• [TASK TO CARRY OUT]
Below are entries. Pull out all lines containing "React".

• [SOURCE RECORDS]
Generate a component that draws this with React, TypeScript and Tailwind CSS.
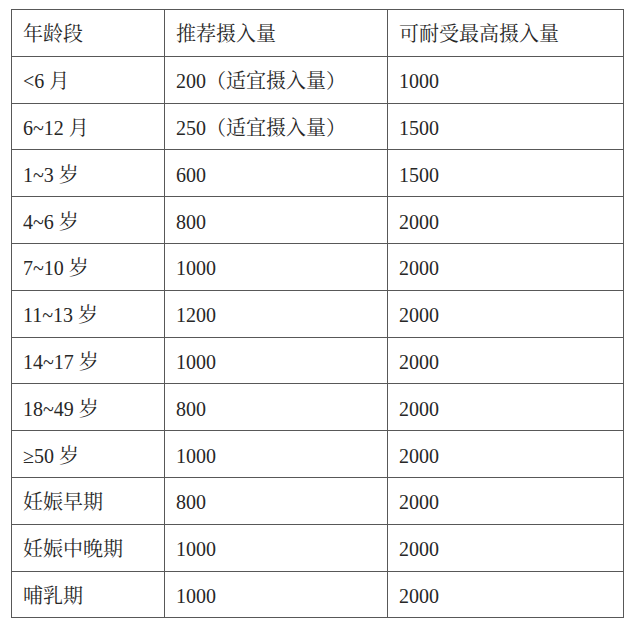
import React from "react";

const rows: [string, string, string][] = [
  ["<6 月", "200（适宜摄入量）", "1000"],
  ["6~12 月", "250（适宜摄入量）", "1500"],
  ["1~3 岁", "600", "1500"],
  ["4~6 岁", "800", "2000"],
  ["7~10 岁", "1000", "2000"],
  ["11~13 岁", "1200", "2000"],
  ["14~17 岁", "1000", "2000"],
  ["18~49 岁", "800", "2000"],
  ["≥50 岁", "1000", "2000"],
  ["妊娠早期", "800", "2000"],
  ["妊娠中晚期", "1000", "2000"],
  ["哺乳期", "1000", "2000"],
];

const cell = "border-[1.5px] border-[#585858] px-[11px] pt-[3px] text-left align-middle font-normal";

export default function App() {
  return (
    <div
      className="w-[633px] h-[625px] bg-white pt-[9px] pl-[11px] text-[#272727] text-[20px]"
      style={{ fontFamily: '"Liberation Serif", "Noto Serif CJK SC", "Noto Sans CJK SC", serif' }}
    >
      <table className="w-[612px] border-collapse table-fixed">
        <colgroup>
          <col className="w-[153px]" />
          <col className="w-[223px]" />
          <col className="w-[236px]" />
        </colgroup>
        <thead>
          <tr className="h-[46.8px]">
            <th className={cell}>年龄段</th>
            <th className={cell}>推荐摄入量</th>
            <th className={cell}>可耐受最高摄入量</th>
          </tr>
        </thead>
        <tbody>
          {rows.map((r, i) => (
            <tr key={i} className="h-[46.8px]">
              <td className={cell}>{r[0]}</td>
              <td className={cell}>{r[1]}</td>
              <td className={cell}>{r[2]}</td>
            </tr>
          ))}
        </tbody>
      </table>
    </div>
  );
}
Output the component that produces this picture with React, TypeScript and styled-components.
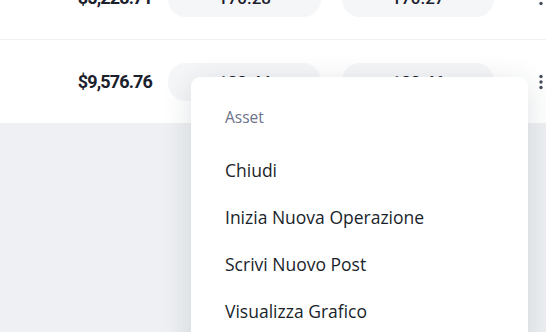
import React from 'react';
import styled, { createGlobalStyle } from 'styled-components';

interface Holding {
  id: string;
  value: string;
  bid: string;
  ask: string;
}

const holdings: Holding[] = [
  { id: 'a', value: '$5,228.71', bid: '170.28', ask: '170.27' },
  { id: 'b', value: '$9,576.76', bid: '188.44', ask: '188.46' },
];

const menuItems = ['Chiudi', 'Inizia Nuova Operazione', 'Scrivi Nuovo Post', 'Visualizza Grafico'];

const GlobalStyle = createGlobalStyle`
  html, body {
    margin: 0;
    padding: 0;
    background: #eef0f3;
    overflow: hidden;
  }
  body {
    font-family: Roboto, "Liberation Sans", sans-serif;
  }
`;

const Page = styled.div`
  position: relative;
  width: 546px;
  height: 332px;
  overflow: hidden;
  background: #eef0f3;
`;

const Table = styled.div`
  background: #ffffff;
  margin-top: -44px;
`;

const Row = styled.div<{ $divider?: boolean }>`
  display: grid;
  grid-template-columns: 168px 174px 1fr 52px;
  align-items: center;
  height: 83px;
  border-bottom: ${p => (p.$divider ? '1px solid #f0f1f4' : 'none')};
`;

const Value = styled.div`
  text-align: right;
  padding-right: 16px;
  font-size: 18px;
  font-weight: 700;
  color: #1a202c;
  letter-spacing: -0.85px;
`;

const Pill = styled.div<{ $width: number }>`
  width: ${p => p.$width}px;
  height: 38px;
  border-radius: 18px;
  background: #f5f6f8;
  display: flex;
  align-items: center;
  justify-content: center;
  font-size: 17px;
  font-weight: 500;
  color: #1a202c;
`;

const Kebab = styled.button`
  justify-self: end;
  margin-right: 1px;
  padding: 0;
  border: none;
  background: none;
  display: flex;
  width: 8px;
  height: 18px;
  align-items: center;
  justify-content: center;
  color: #464e60;
`;

const Menu = styled.div`
  position: absolute;
  top: 77px;
  left: 191px;
  width: 337px;
  height: 300px;
  background: #ffffff;
  border-radius: 9px;
  box-shadow: 0 6px 30px rgba(30, 40, 60, 0.14);
  padding-top: 24px;
  box-sizing: border-box;
  font-family: "Open Sans", "Noto Sans", sans-serif;
`;

const MenuHeader = styled.div`
  height: 32px;
  line-height: 32px;
  padding-left: 34px;
  margin-bottom: 14px;
  font-size: 15.5px;
  color: #6b7289;
`;

const MenuItem = styled.div`
  height: 47px;
  line-height: 47px;
  padding-left: 34px;
  font-size: 17.5px;
  color: #1a1f2b;
  white-space: nowrap;
`;

const DotsIcon = () => (
  <svg width="4" height="16" viewBox="0 0 4 16" fill="currentColor">
    <circle cx="2" cy="2.5" r="1.7" />
    <circle cx="2" cy="8" r="1.7" />
    <circle cx="2" cy="13.5" r="1.7" />
  </svg>
);

export default function App() {
  return (
    <>
      <GlobalStyle />
      <Page>
        <Table>
          {holdings.map((h, i) => (
            <Row key={h.id} $divider={i < holdings.length - 1}>
              <Value>{h.value}</Value>
              <Pill $width={153}>{h.bid}</Pill>
              <Pill $width={152}>{h.ask}</Pill>
              <Kebab aria-label="Azioni">
                <DotsIcon />
              </Kebab>
            </Row>
          ))}
        </Table>
        <Menu>
          <MenuHeader>Asset</MenuHeader>
          {menuItems.map(item => (
            <MenuItem key={item}>{item}</MenuItem>
          ))}
        </Menu>
      </Page>
    </>
  );
}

• [WORKED ANSWER]
Generate a component that draws this with React, TypeScript and Tailwind CSS.
import React from "react";
Output the component that produces this picture with React, TypeScript and styled-components.
import React from 'react';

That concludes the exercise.